Short task
Leave out the pictures and reproduce all of the data exactly.

===== Given information

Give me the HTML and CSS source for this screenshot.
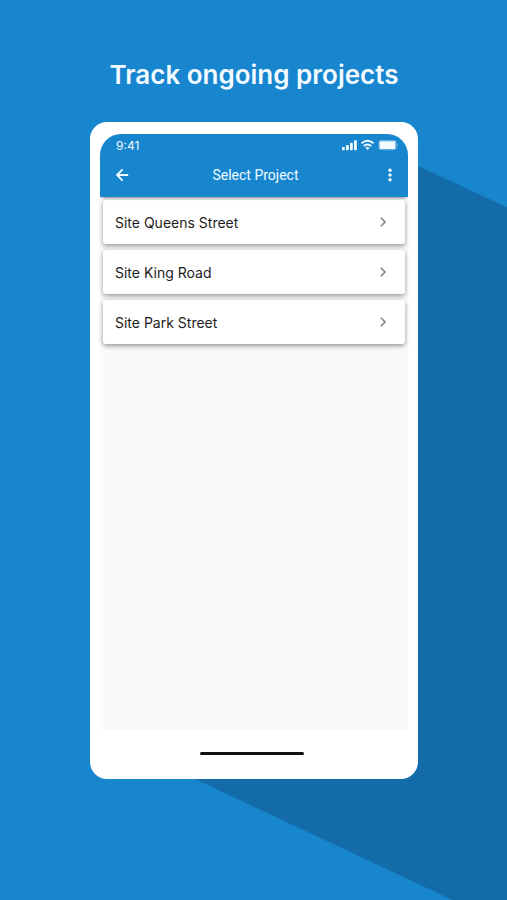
FILE: index.html
```html
<!DOCTYPE html>
<html lang="en">
<head>
<meta charset="utf-8">
<meta name="viewport" content="width=device-width, initial-scale=1">
<title>Track ongoing projects</title>
<link rel="stylesheet" href="styles.css">
</head>
<body>
<main class="promo">
  <h1 class="headline">Track ongoing projects</h1>
  <div class="device">
    <section class="phone">
      <header class="top">
        <div class="status">
          <span>9:41</span>
          <svg class="signals" width="56" height="12" viewBox="0 0 56 12" fill="currentColor" aria-hidden="true">
            <rect x="0" y="8" width="2.8" height="3.2" rx=".7"/>
            <rect x="4" y="6" width="2.8" height="5.2" rx=".7"/>
            <rect x="8" y="3.8" width="2.8" height="7.4" rx=".7"/>
            <rect x="12" y="1.2" width="2.8" height="10" rx=".7"/>
            <g fill="none" stroke="currentColor" stroke-width="1.9">
              <path d="M19.4 4.4Q25.5-.8 31.6 4.4"/>
              <path d="M21.8 7.1Q25.5 4 29.2 7.1"/>
            </g>
            <path d="M23.4 8.7Q25.5 7.1 27.6 8.7L25.5 11.1Z"/>
            <rect x="36.9" y="1.5" width="17.2" height="9.2" rx="2" fill="none" stroke="currentColor" stroke-opacity=".4"/>
            <rect x="37.6" y="2.2" width="15.8" height="7.8" rx="1"/>
            <path d="M55 4.5Q56 5 56 6T55 7.5Z" opacity=".4"/>
          </svg>
        </div>
        <nav class="bar">
          <button class="icon" type="button" aria-label="Back">
            <svg width="14" height="14" viewBox="0 0 14 14" fill="none" stroke="currentColor" stroke-width="1.8"><path d="M13.2 7H2.4M7.6 1.4L2 7L7.6 12.6"/></svg>
          </button>
          <h2 class="title">Select Project</h2>
          <button class="icon icon-end" type="button" aria-label="More options">
            <svg width="4" height="14" viewBox="0 0 4 14" fill="currentColor"><circle cx="2" cy="2.2" r="1.7"/><circle cx="2" cy="7" r="1.7"/><circle cx="2" cy="11.8" r="1.7"/></svg>
          </button>
        </nav>
      </header>
      <div class="list">
        <a class="card" href="#queens">Site Queens Street <svg class="chevron" width="6" height="10" viewBox="0 0 6 10"><path d="M.8 .8L5 5L.8 9.2"/></svg></a>
        <a class="card" href="#king">Site King Road <svg class="chevron" width="6" height="10" viewBox="0 0 6 10"><path d="M.8 .8L5 5L.8 9.2"/></svg></a>
        <a class="card" href="#park">Site Park Street <svg class="chevron" width="6" height="10" viewBox="0 0 6 10"><path d="M.8 .8L5 5L.8 9.2"/></svg></a>
      </div>
      <div class="home"></div>
    </section>
  </div>
</main>
</body>
</html>
```
FILE: styles.css
```css
* {
  box-sizing: border-box;
}

body {
  margin: 0;
  background: #1886cf;
  font-family: Inter, "Liberation Sans", sans-serif;
}

.promo {
  display: flex;
  flex-direction: column;
  min-height: 100vh;
  padding: 59px 89px 121px 90px;
  overflow: hidden;
}

.headline {
  margin: 0 -40px 31px;
  color: #f2fbff;
  font-size: 26px;
  font-weight: 600;
  line-height: 32px;
  text-align: center;
}

.device {
  position: relative;
  display: flex;
  flex: 1;
}

/* Long shadow cast towards the lower right */
.device::before {
  content: "";
  position: absolute;
  top: 0;
  left: 0;
  width: 928px;
  height: 1100px;
  background: #136ba7;
  clip-path: polygon(328px 44px, 928px 322px, 928px 1044px, 105px 657px);
}

.phone {
  position: relative;
  display: flex;
  flex: 1;
  flex-direction: column;
  min-width: 0;
  padding: 12px 10px 0;
  border-radius: 17px;
  background: #fff;
}

.top {
  position: relative;
  padding-bottom: 3px;
  border-radius: 21px 21px 0 0;
  background: #1886cf;
  box-shadow: 0 3px 3px -2px rgba(0, 0, 0, 0.45);
  color: #f2fbff;
}

.status {
  display: flex;
  align-items: center;
  justify-content: space-between;
  height: 22px;
  padding: 0 10px 0 16px;
  font-size: 12px;
}

.bar {
  display: grid;
  grid-template-columns: 32px 1fr 32px;
  align-items: center;
  height: 38px;
  padding: 0 16px 0 15px;
}

.title {
  margin: 0;
  padding-left: 4px;
  font-family: Roboto, Inter, sans-serif;
  font-size: 14px;
  font-weight: 400;
  line-height: 20px;
  text-align: center;
}

.icon {
  display: flex;
  align-items: center;
  height: 32px;
  padding: 0;
  border: 0;
  background: none;
  color: inherit;
}

.icon-end {
  justify-content: flex-end;
}

.list {
  display: flex;
  flex: 1;
  flex-direction: column;
  gap: 6px;
  padding: 3px;
  background: #fafafa;
}

.card {
  display: flex;
  align-items: center;
  justify-content: space-between;
  height: 44px;
  padding: 0 19px 0 12px;
  border-radius: 3px;
  background: #fff;
  box-shadow: 0 2px 5px rgba(0, 0, 0, 0.4);
  color: #1c1c1c;
  font-size: 14px;
  text-decoration: none;
}

.chevron {
  fill: none;
  stroke: #858585;
  stroke-width: 1.6;
}

.home {
  width: 104px;
  height: 3px;
  margin: 22px auto 24px 100px;
  border-radius: 2px;
  background: #111;
}
```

==========

The answer
Give me the HTML and CSS source for this screenshot.
FILE: index.html
```html
<!DOCTYPE html>
<html lang="en">
<head>
<meta charset="utf-8">
<meta name="viewport" content="width=device-width, initial-scale=1">
<title>Track ongoing projects</title>
<link rel="stylesheet" href="styles.css">
</head>
<body>
<main class="promo">
  <h1 class="headline">Track ongoing projects</h1>
  <div class="device">
    <section class="phone">
      <header class="top">
        <div class="status">
          <span>9:41</span>
          <svg class="signals" width="56" height="12" viewBox="0 0 56 12" fill="currentColor" aria-hidden="true">
            <rect x="0" y="8" width="2.8" height="3.2" rx=".7"/>
            <rect x="4" y="6" width="2.8" height="5.2" rx=".7"/>
            <rect x="8" y="3.8" width="2.8" height="7.4" rx=".7"/>
            <rect x="12" y="1.2" width="2.8" height="10" rx=".7"/>
            <g fill="none" stroke="currentColor" stroke-width="1.9">
              <path d="M19.4 4.4Q25.5-.8 31.6 4.4"/>
              <path d="M21.8 7.1Q25.5 4 29.2 7.1"/>
            </g>
            <path d="M23.4 8.7Q25.5 7.1 27.6 8.7L25.5 11.1Z"/>
            <rect x="36.9" y="1.5" width="17.2" height="9.2" rx="2" fill="none" stroke="currentColor" stroke-opacity=".4"/>
            <rect x="37.6" y="2.2" width="15.8" height="7.8" rx="1"/>
            <path d="M55 4.5Q56 5 56 6T55 7.5Z" opacity=".4"/>
          </svg>
        </div>
        <nav class="bar">
          <button class="icon" type="button" aria-label="Back">
            <svg width="14" height="14" viewBox="0 0 14 14" fill="none" stroke="currentColor" stroke-width="1.8"><path d="M13.2 7H2.4M7.6 1.4L2 7L7.6 12.6"/></svg>
          </button>
          <h2 class="title">Select Project</h2>
          <button class="icon icon-end" type="button" aria-label="More options">
            <svg width="4" height="14" viewBox="0 0 4 14" fill="currentColor"><circle cx="2" cy="2.2" r="1.7"/><circle cx="2" cy="7" r="1.7"/><circle cx="2" cy="11.8" r="1.7"/></svg>
          </button>
        </nav>
      </header>
      <div class="list">
        <a class="card" href="#queens">Site Queens Street <svg class="chevron" width="6" height="10" viewBox="0 0 6 10"><path d="M.8 .8L5 5L.8 9.2"/></svg></a>
        <a class="card" href="#king">Site King Road <svg class="chevron" width="6" height="10" viewBox="0 0 6 10"><path d="M.8 .8L5 5L.8 9.2"/></svg></a>
        <a class="card" href="#park">Site Park Street <svg class="chevron" width="6" height="10" viewBox="0 0 6 10"><path d="M.8 .8L5 5L.8 9.2"/></svg></a>
      </div>
      <div class="home"></div>
    </section>
  </div>
</main>
</body>
</html>
```
FILE: styles.css
```css
* {
  box-sizing: border-box;
}

body {
  margin: 0;
  background: #1886cf;
  font-family: Inter, "Liberation Sans", sans-serif;
}

.promo {
  display: flex;
  flex-direction: column;
  min-height: 100vh;
  padding: 59px 89px 121px 90px;
  overflow: hidden;
}

.headline {
  margin: 0 -40px 31px;
  color: #f2fbff;
  font-size: 26px;
  font-weight: 600;
  line-height: 32px;
  text-align: center;
}

.device {
  position: relative;
  display: flex;
  flex: 1;
}

/* Long shadow cast towards the lower right */
.device::before {
  content: "";
  position: absolute;
  top: 0;
  left: 0;
  width: 928px;
  height: 1100px;
  background: #136ba7;
  clip-path: polygon(328px 44px, 928px 322px, 928px 1044px, 105px 657px);
}

.phone {
  position: relative;
  display: flex;
  flex: 1;
  flex-direction: column;
  min-width: 0;
  padding: 12px 10px 0;
  border-radius: 17px;
  background: #fff;
}

.top {
  position: relative;
  padding-bottom: 3px;
  border-radius: 21px 21px 0 0;
  background: #1886cf;
  box-shadow: 0 3px 3px -2px rgba(0, 0, 0, 0.45);
  color: #f2fbff;
}

.status {
  display: flex;
  align-items: center;
  justify-content: space-between;
  height: 22px;
  padding: 0 10px 0 16px;
  font-size: 12px;
}

.bar {
  display: grid;
  grid-template-columns: 32px 1fr 32px;
  align-items: center;
  height: 38px;
  padding: 0 16px 0 15px;
}

.title {
  margin: 0;
  padding-left: 4px;
  font-family: Roboto, Inter, sans-serif;
  font-size: 14px;
  font-weight: 400;
  line-height: 20px;
  text-align: center;
}

.icon {
  display: flex;
  align-items: center;
  height: 32px;
  padding: 0;
  border: 0;
  background: none;
  color: inherit;
}

.icon-end {
  justify-content: flex-end;
}

.list {
  display: flex;
  flex: 1;
  flex-direction: column;
  gap: 6px;
  padding: 3px;
  background: #fafafa;
}

.card {
  display: flex;
  align-items: center;
  justify-content: space-between;
  height: 44px;
  padding: 0 19px 0 12px;
  border-radius: 3px;
  background: #fff;
  box-shadow: 0 2px 5px rgba(0, 0, 0, 0.4);
  color: #1c1c1c;
  font-size: 14px;
  text-decoration: none;
}

.chevron {
  fill: none;
  stroke: #858585;
  stroke-width: 1.6;
}

.home {
  width: 104px;
  height: 3px;
  margin: 22px auto 24px 100px;
  border-radius: 2px;
  background: #111;
}
```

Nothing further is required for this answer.